## WHAT IS EXPECTED:
Without including the pictures, copy out every line below.

## DATA EXCERPT:

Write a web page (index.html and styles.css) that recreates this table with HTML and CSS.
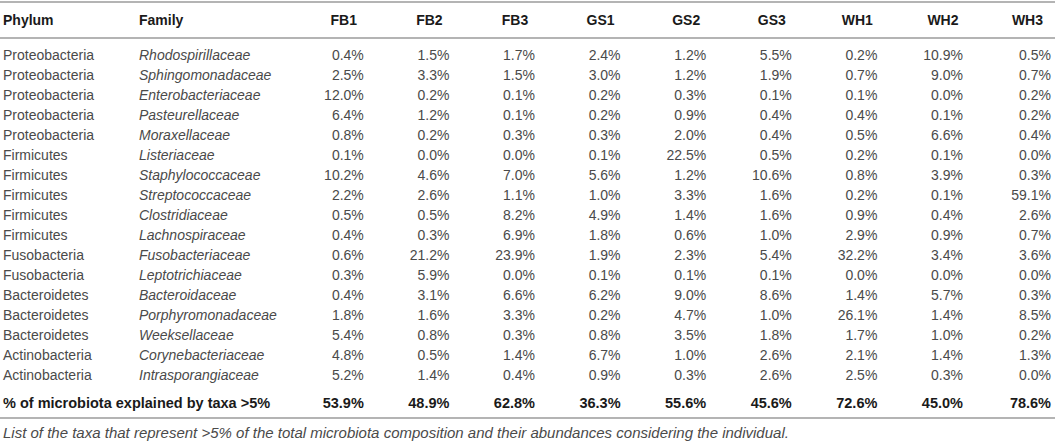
FILE: index.html
```html
<!DOCTYPE html>
<html lang="en">
<head>
    <meta charset="UTF-8">
    <meta name="viewport" content="width=device-width, initial-scale=1.0">
    <title>Taxa abundance</title>
    <link rel="stylesheet" href="styles.css">
</head>
<body>
    <table class="taxa">
        <colgroup>
            <col class="col-phylum">
            <col class="col-family">
            <col class="col-num"><col class="col-num"><col class="col-num">
            <col class="col-num"><col class="col-num"><col class="col-num">
            <col class="col-num"><col class="col-num">
            <col class="col-last">
        </colgroup>
        <thead>
            <tr>
                <th class="text">Phylum</th>
                <th class="text">Family</th>
                <th>FB1</th><th>FB2</th><th>FB3</th>
                <th>GS1</th><th>GS2</th><th>GS3</th>
                <th>WH1</th><th>WH2</th><th class="last">WH3</th>
            </tr>
        </thead>
        <tbody>
            <tr><td class="text">Proteobacteria</td><td class="text fam">Rhodospirillaceae</td><td>0.4%</td><td>1.5%</td><td>1.7%</td><td>2.4%</td><td>1.2%</td><td>5.5%</td><td>0.2%</td><td>10.9%</td><td class="last">0.5%</td></tr>
            <tr><td class="text">Proteobacteria</td><td class="text fam">Sphingomonadaceae</td><td>2.5%</td><td>3.3%</td><td>1.5%</td><td>3.0%</td><td>1.2%</td><td>1.9%</td><td>0.7%</td><td>9.0%</td><td class="last">0.7%</td></tr>
            <tr><td class="text">Proteobacteria</td><td class="text fam">Enterobacteriaceae</td><td>12.0%</td><td>0.2%</td><td>0.1%</td><td>0.2%</td><td>0.3%</td><td>0.1%</td><td>0.1%</td><td>0.0%</td><td class="last">0.2%</td></tr>
            <tr><td class="text">Proteobacteria</td><td class="text fam">Pasteurellaceae</td><td>6.4%</td><td>1.2%</td><td>0.1%</td><td>0.2%</td><td>0.9%</td><td>0.4%</td><td>0.4%</td><td>0.1%</td><td class="last">0.2%</td></tr>
            <tr><td class="text">Proteobacteria</td><td class="text fam">Moraxellaceae</td><td>0.8%</td><td>0.2%</td><td>0.3%</td><td>0.3%</td><td>2.0%</td><td>0.4%</td><td>0.5%</td><td>6.6%</td><td class="last">0.4%</td></tr>
            <tr><td class="text">Firmicutes</td><td class="text fam">Listeriaceae</td><td>0.1%</td><td>0.0%</td><td>0.0%</td><td>0.1%</td><td>22.5%</td><td>0.5%</td><td>0.2%</td><td>0.1%</td><td class="last">0.0%</td></tr>
            <tr><td class="text">Firmicutes</td><td class="text fam">Staphylococcaceae</td><td>10.2%</td><td>4.6%</td><td>7.0%</td><td>5.6%</td><td>1.2%</td><td>10.6%</td><td>0.8%</td><td>3.9%</td><td class="last">0.3%</td></tr>
            <tr><td class="text">Firmicutes</td><td class="text fam">Streptococcaceae</td><td>2.2%</td><td>2.6%</td><td>1.1%</td><td>1.0%</td><td>3.3%</td><td>1.6%</td><td>0.2%</td><td>0.1%</td><td class="last">59.1%</td></tr>
            <tr><td class="text">Firmicutes</td><td class="text fam">Clostridiaceae</td><td>0.5%</td><td>0.5%</td><td>8.2%</td><td>4.9%</td><td>1.4%</td><td>1.6%</td><td>0.9%</td><td>0.4%</td><td class="last">2.6%</td></tr>
            <tr><td class="text">Firmicutes</td><td class="text fam">Lachnospiraceae</td><td>0.4%</td><td>0.3%</td><td>6.9%</td><td>1.8%</td><td>0.6%</td><td>1.0%</td><td>2.9%</td><td>0.9%</td><td class="last">0.7%</td></tr>
            <tr><td class="text">Fusobacteria</td><td class="text fam">Fusobacteriaceae</td><td>0.6%</td><td>21.2%</td><td>23.9%</td><td>1.9%</td><td>2.3%</td><td>5.4%</td><td>32.2%</td><td>3.4%</td><td class="last">3.6%</td></tr>
            <tr><td class="text">Fusobacteria</td><td class="text fam">Leptotrichiaceae</td><td>0.3%</td><td>5.9%</td><td>0.0%</td><td>0.1%</td><td>0.1%</td><td>0.1%</td><td>0.0%</td><td>0.0%</td><td class="last">0.0%</td></tr>
            <tr><td class="text">Bacteroidetes</td><td class="text fam">Bacteroidaceae</td><td>0.4%</td><td>3.1%</td><td>6.6%</td><td>6.2%</td><td>9.0%</td><td>8.6%</td><td>1.4%</td><td>5.7%</td><td class="last">0.3%</td></tr>
            <tr><td class="text">Bacteroidetes</td><td class="text fam">Porphyromonadaceae</td><td>1.8%</td><td>1.6%</td><td>3.3%</td><td>0.2%</td><td>4.7%</td><td>1.0%</td><td>26.1%</td><td>1.4%</td><td class="last">8.5%</td></tr>
            <tr><td class="text">Bacteroidetes</td><td class="text fam">Weeksellaceae</td><td>5.4%</td><td>0.8%</td><td>0.3%</td><td>0.8%</td><td>3.5%</td><td>1.8%</td><td>1.7%</td><td>1.0%</td><td class="last">0.2%</td></tr>
            <tr><td class="text">Actinobacteria</td><td class="text fam">Corynebacteriaceae</td><td>4.8%</td><td>0.5%</td><td>1.4%</td><td>6.7%</td><td>1.0%</td><td>2.6%</td><td>2.1%</td><td>1.4%</td><td class="last">1.3%</td></tr>
            <tr><td class="text">Actinobacteria</td><td class="text fam">Intrasporangiaceae</td><td>5.2%</td><td>1.4%</td><td>0.4%</td><td>0.9%</td><td>0.3%</td><td>2.6%</td><td>2.5%</td><td>0.3%</td><td class="last">0.0%</td></tr>
        </tbody>
        <tfoot>
            <tr>
                <td class="text" colspan="2">% of microbiota explained by taxa &gt;5%</td>
                <td>53.9%</td><td>48.9%</td><td>62.8%</td><td>36.3%</td><td>55.6%</td><td>45.6%</td><td>72.6%</td><td>45.0%</td><td class="last">78.6%</td>
            </tr>
        </tfoot>
    </table>
    <p class="caption">List of the taxa that represent &gt;5% of the total microbiota composition and their abundances considering the individual.</p>
</body>
</html>
```

FILE: styles.css
```css
body {
    margin: 0;
    background: #fff;
    color: #4a4a4a;
    font-family: "Liberation Sans", Arial, sans-serif;
    font-size: 14px;
}
.taxa {
    width: 1055px;
    margin-top: 1px;
    border-collapse: collapse;
    table-layout: fixed;
}
.col-phylum { width: 136px; }
.col-family { width: 165px; }
.col-num { width: 85.6px; }
.col-last { width: 69.2px; }
th, td {
    padding: 0;
    line-height: 20px;
    white-space: nowrap;
}
th {
    padding: 7px 0 7px;
    text-align: center;
    font-weight: bold;
    color: #1a1a1a;
    border-top: 2px solid #b4b4b4;
    border-bottom: 2px solid #b4b4b4;
}
td {
    text-align: right;
    padding-right: 22.8px;
}
th.text, td.text {
    text-align: left;
    padding-left: 3px;
    padding-right: 0;
}
th.last {
    text-align: right;
    padding-right: 12px;
}
td.last {
    padding-right: 4px;
}
.fam {
    font-style: italic;
}
tbody tr:first-child td {
    padding-top: 6px;
}
tfoot td {
    padding-top: 8px;
    padding-bottom: 4px;
    font-size: 14.5px;
    font-weight: bold;
    color: #1a1a1a;
    border-bottom: 2px solid #b4b4b4;
}
.caption {
    margin: 5px 0 0 3px;
    font-size: 15px;
    line-height: 18px;
    font-style: italic;
    color: #4a4a4a;
}
```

## EXERCISE RESPONSE:
Write a web page (index.html and styles.css) that recreates this table with HTML and CSS.
FILE: index.html
```html
<!DOCTYPE html>
<html lang="en">
<head>
    <meta charset="UTF-8">
    <meta name="viewport" content="width=device-width, initial-scale=1.0">
    <title>Taxa abundance</title>
    <link rel="stylesheet" href="styles.css">
</head>
<body>
    <table class="taxa">
        <colgroup>
            <col class="col-phylum">
            <col class="col-family">
            <col class="col-num"><col class="col-num"><col class="col-num">
            <col class="col-num"><col class="col-num"><col class="col-num">
            <col class="col-num"><col class="col-num">
            <col class="col-last">
        </colgroup>
        <thead>
            <tr>
                <th class="text">Phylum</th>
                <th class="text">Family</th>
                <th>FB1</th><th>FB2</th><th>FB3</th>
                <th>GS1</th><th>GS2</th><th>GS3</th>
                <th>WH1</th><th>WH2</th><th class="last">WH3</th>
            </tr>
        </thead>
        <tbody>
            <tr><td class="text">Proteobacteria</td><td class="text fam">Rhodospirillaceae</td><td>0.4%</td><td>1.5%</td><td>1.7%</td><td>2.4%</td><td>1.2%</td><td>5.5%</td><td>0.2%</td><td>10.9%</td><td class="last">0.5%</td></tr>
            <tr><td class="text">Proteobacteria</td><td class="text fam">Sphingomonadaceae</td><td>2.5%</td><td>3.3%</td><td>1.5%</td><td>3.0%</td><td>1.2%</td><td>1.9%</td><td>0.7%</td><td>9.0%</td><td class="last">0.7%</td></tr>
            <tr><td class="text">Proteobacteria</td><td class="text fam">Enterobacteriaceae</td><td>12.0%</td><td>0.2%</td><td>0.1%</td><td>0.2%</td><td>0.3%</td><td>0.1%</td><td>0.1%</td><td>0.0%</td><td class="last">0.2%</td></tr>
            <tr><td class="text">Proteobacteria</td><td class="text fam">Pasteurellaceae</td><td>6.4%</td><td>1.2%</td><td>0.1%</td><td>0.2%</td><td>0.9%</td><td>0.4%</td><td>0.4%</td><td>0.1%</td><td class="last">0.2%</td></tr>
            <tr><td class="text">Proteobacteria</td><td class="text fam">Moraxellaceae</td><td>0.8%</td><td>0.2%</td><td>0.3%</td><td>0.3%</td><td>2.0%</td><td>0.4%</td><td>0.5%</td><td>6.6%</td><td class="last">0.4%</td></tr>
            <tr><td class="text">Firmicutes</td><td class="text fam">Listeriaceae</td><td>0.1%</td><td>0.0%</td><td>0.0%</td><td>0.1%</td><td>22.5%</td><td>0.5%</td><td>0.2%</td><td>0.1%</td><td class="last">0.0%</td></tr>
            <tr><td class="text">Firmicutes</td><td class="text fam">Staphylococcaceae</td><td>10.2%</td><td>4.6%</td><td>7.0%</td><td>5.6%</td><td>1.2%</td><td>10.6%</td><td>0.8%</td><td>3.9%</td><td class="last">0.3%</td></tr>
            <tr><td class="text">Firmicutes</td><td class="text fam">Streptococcaceae</td><td>2.2%</td><td>2.6%</td><td>1.1%</td><td>1.0%</td><td>3.3%</td><td>1.6%</td><td>0.2%</td><td>0.1%</td><td class="last">59.1%</td></tr>
            <tr><td class="text">Firmicutes</td><td class="text fam">Clostridiaceae</td><td>0.5%</td><td>0.5%</td><td>8.2%</td><td>4.9%</td><td>1.4%</td><td>1.6%</td><td>0.9%</td><td>0.4%</td><td class="last">2.6%</td></tr>
            <tr><td class="text">Firmicutes</td><td class="text fam">Lachnospiraceae</td><td>0.4%</td><td>0.3%</td><td>6.9%</td><td>1.8%</td><td>0.6%</td><td>1.0%</td><td>2.9%</td><td>0.9%</td><td class="last">0.7%</td></tr>
            <tr><td class="text">Fusobacteria</td><td class="text fam">Fusobacteriaceae</td><td>0.6%</td><td>21.2%</td><td>23.9%</td><td>1.9%</td><td>2.3%</td><td>5.4%</td><td>32.2%</td><td>3.4%</td><td class="last">3.6%</td></tr>
            <tr><td class="text">Fusobacteria</td><td class="text fam">Leptotrichiaceae</td><td>0.3%</td><td>5.9%</td><td>0.0%</td><td>0.1%</td><td>0.1%</td><td>0.1%</td><td>0.0%</td><td>0.0%</td><td class="last">0.0%</td></tr>
            <tr><td class="text">Bacteroidetes</td><td class="text fam">Bacteroidaceae</td><td>0.4%</td><td>3.1%</td><td>6.6%</td><td>6.2%</td><td>9.0%</td><td>8.6%</td><td>1.4%</td><td>5.7%</td><td class="last">0.3%</td></tr>
            <tr><td class="text">Bacteroidetes</td><td class="text fam">Porphyromonadaceae</td><td>1.8%</td><td>1.6%</td><td>3.3%</td><td>0.2%</td><td>4.7%</td><td>1.0%</td><td>26.1%</td><td>1.4%</td><td class="last">8.5%</td></tr>
            <tr><td class="text">Bacteroidetes</td><td class="text fam">Weeksellaceae</td><td>5.4%</td><td>0.8%</td><td>0.3%</td><td>0.8%</td><td>3.5%</td><td>1.8%</td><td>1.7%</td><td>1.0%</td><td class="last">0.2%</td></tr>
            <tr><td class="text">Actinobacteria</td><td class="text fam">Corynebacteriaceae</td><td>4.8%</td><td>0.5%</td><td>1.4%</td><td>6.7%</td><td>1.0%</td><td>2.6%</td><td>2.1%</td><td>1.4%</td><td class="last">1.3%</td></tr>
            <tr><td class="text">Actinobacteria</td><td class="text fam">Intrasporangiaceae</td><td>5.2%</td><td>1.4%</td><td>0.4%</td><td>0.9%</td><td>0.3%</td><td>2.6%</td><td>2.5%</td><td>0.3%</td><td class="last">0.0%</td></tr>
        </tbody>
        <tfoot>
            <tr>
                <td class="text" colspan="2">% of microbiota explained by taxa &gt;5%</td>
                <td>53.9%</td><td>48.9%</td><td>62.8%</td><td>36.3%</td><td>55.6%</td><td>45.6%</td><td>72.6%</td><td>45.0%</td><td class="last">78.6%</td>
            </tr>
        </tfoot>
    </table>
    <p class="caption">List of the taxa that represent &gt;5% of the total microbiota composition and their abundances considering the individual.</p>
</body>
</html>
```

FILE: styles.css
```css
body {
    margin: 0;
    background: #fff;
    color: #4a4a4a;
    font-family: "Liberation Sans", Arial, sans-serif;
    font-size: 14px;
}
.taxa {
    width: 1055px;
    margin-top: 1px;
    border-collapse: collapse;
    table-layout: fixed;
}
.col-phylum { width: 136px; }
.col-family { width: 165px; }
.col-num { width: 85.6px; }
.col-last { width: 69.2px; }
th, td {
    padding: 0;
    line-height: 20px;
    white-space: nowrap;
}
th {
    padding: 7px 0 7px;
    text-align: center;
    font-weight: bold;
    color: #1a1a1a;
    border-top: 2px solid #b4b4b4;
    border-bottom: 2px solid #b4b4b4;
}
td {
    text-align: right;
    padding-right: 22.8px;
}
th.text, td.text {
    text-align: left;
    padding-left: 3px;
    padding-right: 0;
}
th.last {
    text-align: right;
    padding-right: 12px;
}
td.last {
    padding-right: 4px;
}
.fam {
    font-style: italic;
}
tbody tr:first-child td {
    padding-top: 6px;
}
tfoot td {
    padding-top: 8px;
    padding-bottom: 4px;
    font-size: 14.5px;
    font-weight: bold;
    color: #1a1a1a;
    border-bottom: 2px solid #b4b4b4;
}
.caption {
    margin: 5px 0 0 3px;
    font-size: 15px;
    line-height: 18px;
    font-style: italic;
    color: #4a4a4a;
}
```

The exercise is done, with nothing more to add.